Inserted into the Superman theme are some conscious but disorientating digressions. A film with characters inspired by Hammer House of Horror plays out sado-masochistic rituals involving corn cobs and whips. Titled ‘Vice Anglais’ after the reputed sexual repressions of the English, Kelley takes his audience on a sinister tour through human cruelty but links the film to the wider exhibition by staging the melodrama on a set using the Superman themed works. Another sculpture titled ‘Tie A Yellow Ribbon’ creates a tableau of sentimental objects memorializing ‘S/andy’ to accompany images of both a Marine and young woman. Such an ambivalent gender echoes Superman’s own overlapping identities and suggests the performative nature of human relations.
Kelley’s interrogation of comic book values produces dazzling formal work but risks aestheticizing the source-material to the point of entertaining irrelevance. Unlike Roy Lichtenstein’s detached translations of graphic novels, Kelley’s appropriations are close to overreaching.

Douglas Gordon’s ‘K.364’ – Gagosian Gallery, Britannia Street, London



Douglas Gordon carves the title of his new show, ‘K.364’, into the soft, white plaster of the gallery wall. A chisel has chipped away at the surface leaving pronounced strokes like lettering on a gravestone. A residue of paint and dust gathers on the ground below this faint incision into the architecture. Nearby, an anonymous fist clasps a burning candle from which hot wax drips onto bare skin that might indicate an act of prayer or remembrance.  Both works introduce a film that documents a train journey by two Israeli musicians through Poland in the footsteps of relatives who survived the Holocaust in what Gordon describes as ‘a battle between history and the fleeting beauty of music.’

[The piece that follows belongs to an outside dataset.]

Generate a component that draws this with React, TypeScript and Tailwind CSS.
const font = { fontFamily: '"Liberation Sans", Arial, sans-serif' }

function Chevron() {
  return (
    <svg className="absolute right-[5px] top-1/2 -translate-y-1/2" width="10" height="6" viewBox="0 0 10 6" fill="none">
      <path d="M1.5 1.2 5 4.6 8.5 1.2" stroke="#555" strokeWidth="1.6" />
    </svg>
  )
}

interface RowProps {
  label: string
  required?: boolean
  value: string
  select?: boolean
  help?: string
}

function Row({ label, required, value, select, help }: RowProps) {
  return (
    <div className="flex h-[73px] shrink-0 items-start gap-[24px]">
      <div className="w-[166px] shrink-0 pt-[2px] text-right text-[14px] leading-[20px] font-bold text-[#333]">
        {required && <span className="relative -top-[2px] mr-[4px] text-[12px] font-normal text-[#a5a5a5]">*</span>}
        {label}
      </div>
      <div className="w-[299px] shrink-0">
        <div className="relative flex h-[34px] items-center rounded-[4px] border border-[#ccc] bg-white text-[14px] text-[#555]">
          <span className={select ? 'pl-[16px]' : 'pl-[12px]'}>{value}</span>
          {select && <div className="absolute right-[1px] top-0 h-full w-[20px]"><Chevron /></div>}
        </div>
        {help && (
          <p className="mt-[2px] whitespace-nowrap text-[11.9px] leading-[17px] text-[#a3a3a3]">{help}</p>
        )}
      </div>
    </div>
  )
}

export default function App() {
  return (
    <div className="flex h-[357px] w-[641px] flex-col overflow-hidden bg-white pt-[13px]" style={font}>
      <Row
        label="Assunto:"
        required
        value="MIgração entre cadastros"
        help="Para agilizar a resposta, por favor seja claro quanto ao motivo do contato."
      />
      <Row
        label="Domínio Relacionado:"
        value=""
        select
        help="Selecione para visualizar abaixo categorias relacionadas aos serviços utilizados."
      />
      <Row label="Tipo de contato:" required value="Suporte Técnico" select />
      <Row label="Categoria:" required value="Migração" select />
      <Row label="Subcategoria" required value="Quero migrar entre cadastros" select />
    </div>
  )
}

Running on two large screens, which sit at oblique angles, the images are echoed back by several adjacent mirrors.  The protagonists describe how Poland evokes memories of survival handed down within their families. Dark forests that line the tracks are linked to forced removals while simultaneously forming sublime landscapes today. Shots of railway tracks and signals allude to people shunted towards the camps along these very same lines. Subsequently, the musicians perform Mozart’s chamber piece K.364 in Poznan where their passion for the music achieves consolation rather than cathartic resolution.

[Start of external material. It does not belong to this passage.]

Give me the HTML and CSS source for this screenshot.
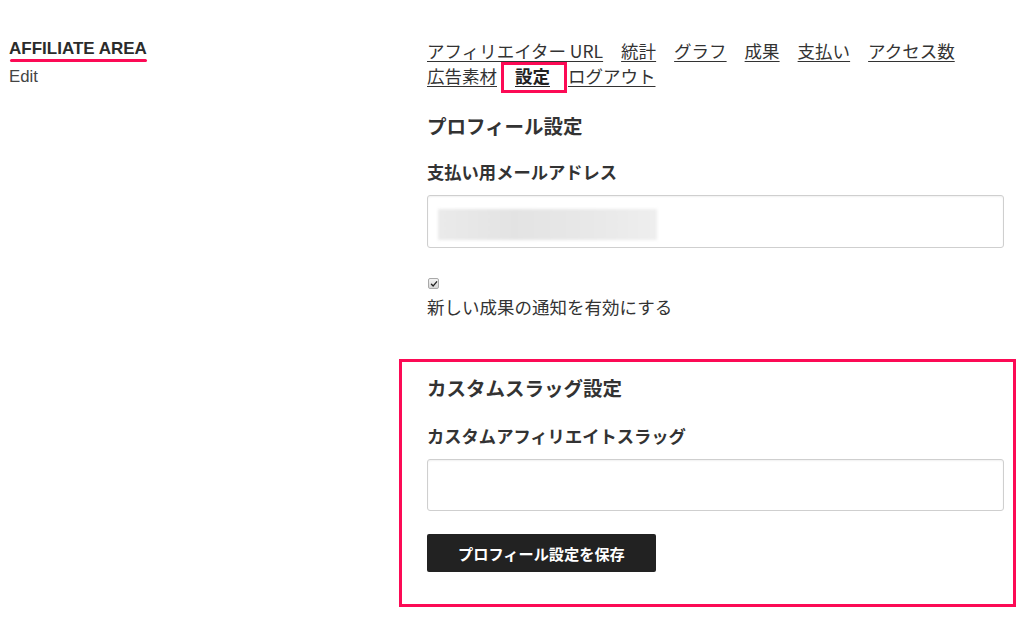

The restrained narrative leaves us in a former synagogue converted into a swimming pool in 1939, which is still in use today. Shots below the water line of kicking legs suggest spontaneous pleasure but can any place so associated with tragedy be free of contamination?
The difficulty remains that this is well-worn territory loaded with problems for any creative enquiry and the film does not take us much further in comprehending a catastrophe for mankind that took place within living memory. Where Gordon is more successful is in asserting Art’s indispensability to human civilization and he skillfully links the consequences of history to life in the present. Staging this pilgrimage to ancestral roots through music gives concrete expression to sorrow but cannot ultimately remove the underlying horror. Gordon acknowledges this conundrum by framing 32 charred sheets of Mozart’s musical score against mirrored mounts. Destruction and creative endurance sit in suspended tension for perpetuity.